There were national and international interviews about the Sept. 11 attacks and No Child Left Behind, and she also received a fellowship overseas to the Oxford/Cambridge Roundtable in 2005. She was even featured in the documentary “Fahrenhype 9/11.”

“There was a lot going on that elevated her career and trademarked her career as ‘the 9/11 principal,’” Stevenson said.

Gwen even wrote a memoir about her 30-plus years as an educator and administrator, and her Sept. 11 experiences, called “The 9/11 Principal.”
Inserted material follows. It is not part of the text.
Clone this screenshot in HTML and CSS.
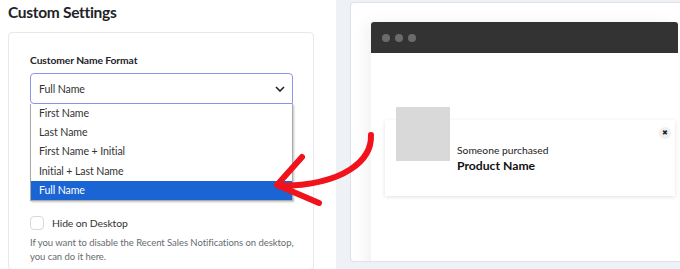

She died in 2007, when she was 56 years old — and her son was just 17 — before she could publish her book. He eventually published her story in 2019. Proceeds from the book will go to Take Stock in Children’s Mrs. Gwendolyn Tose-Rigell Scholarship.

“I finally got her dream accomplished to have it out there for the world to know, to give people more access to that story and the day itself,” Stevenson said.

Stevenson Tose-Rigell and his mother, Gwendolyn Tose-Rigell, who was principal of Emma E. Booker Elementary School during President George W. Bush's visit on 9/11. (Courtesy of Stevenson Tose-Rigell)

The 30-year-old Manatee County resident earned a degree in journalism and broadcasting and has worked in sales for the past 10 years.

The most important thing to him is sharing his mother’s story with the world. Her message is one that’s needed more now than ever, he said.

“It’s an overall message of hope for the nation. How can we unify again? In the last several years, we went from being a super, almost united country, like the for real, for real United States of America after 9/11,” he said. “Now, we’re back at odds again. Republicans versus Democrats. Gays versus straights. Abortion versus non-abortion.”

Stevenson added, “I’ve never witnessed so much mistrust and division in the judicial system as I have the last couple of years.”

Still, he’s hopeful for the world on the 20th anniversary of the 9/11 attacks. And his mother’s story is a big part of his hope.

He plans to share her legacy far and wide, and dreams of getting into as many schools as he can across the country to talk about her and her work.

“I want to make sure her legacy lives on. Her headstone says ‘9/11 Principal.’ That sets her apart from everything else,” he said. “I’m proud of her. She definitely was a remarkable person and I wish she was still here. Her history is solidified, and her legacy is solidified, and I want more people to know about her.”